All diversifying equity asset classes were positive for the quarter, save for Gold (-14.32%). Emerging Markets added to relative returns in the quarter, outperforming the S&P 500. Year to date, equity diversification has been beneficial, with Mid Cap stocks, Emerging Markets, Managed Futures and MLPs outperforming the S&P 500.

 

On both a quarter and year-to-date basis the U.S. Fixed income market produced positive returns across the board, with high yield being the strongest performer at 2.47% for the quarter. Corporate credit spreads (the premium paid over a risk-free government bond) remained exceptionally tight providing a tail wind to both U.S. high grade and high yield sectors as robust corporate earnings and strong balance sheets offset any concerns of geopolitical and inflation volatility.

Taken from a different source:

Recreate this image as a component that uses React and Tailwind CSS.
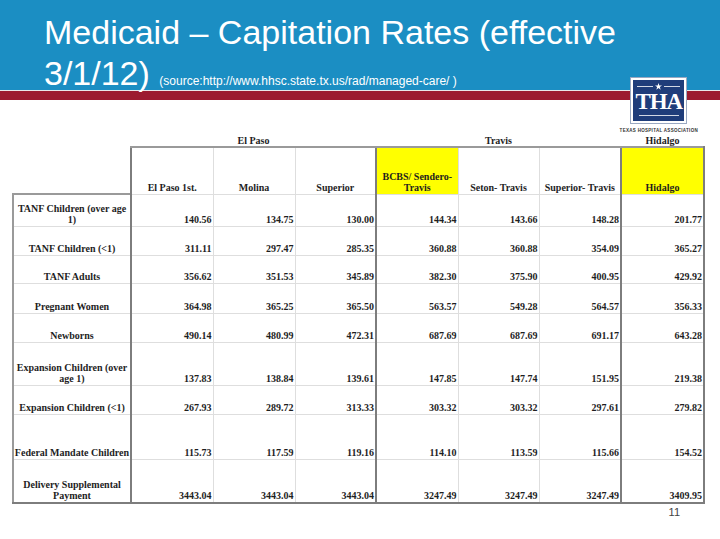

The U.S. Government Intermediate term index returned 0.18% for the quarter.

 

Asset Class Benchmark Q2 YTD
US Mid Cap Stocks Russell Mid Cap 13.83 15.30
Foreign Stocks MSCI EAFE NR 10.82 9.44
Emerging Markets Stocks MSCI Emerging Markets NR 24.05 23.85
Managed Futures SGI CTA Managed Futures 2.45 10.46
Global REITs FTSE EPRA Nareit Developed NR 8.52 9.64

Global Infrastructure

S&P Global Infrastructure 

1.60 10.02

Gold 

S&P GSCI Precious Metal  

(-14.32) (-8.29)

MLPs 

Alerian MLP  

1.39 18.48

Emerging Markets Bonds 

Bloomberg EM USD Sovereign  

4.08 2.16

US High Yield Bonds 

Bloomberg US Corporate High Yield  

2.47 1.96

Floating Rate Loans 

 Morningstar LSTA US LL

1.88 1.31

Long Bonds 

Bloomberg US Long Corporate

2.31 1.08

Conclusion

The economy remains healthy and inflation contained. We anticipate continued volatility in the market given ongoing geopolitical unrest and momentum trading, along with market participants continuously trying to identify the winners and losers in the AI evolution. Whereas markets rise and fall on news and emotion, long term performance is driven by solid fundamentals. Our team’s collective experience leads us to believe that now is most likely not a good time to chase the recent winners. We continue to construct portfolios to meet your long-term financial goals in all environments.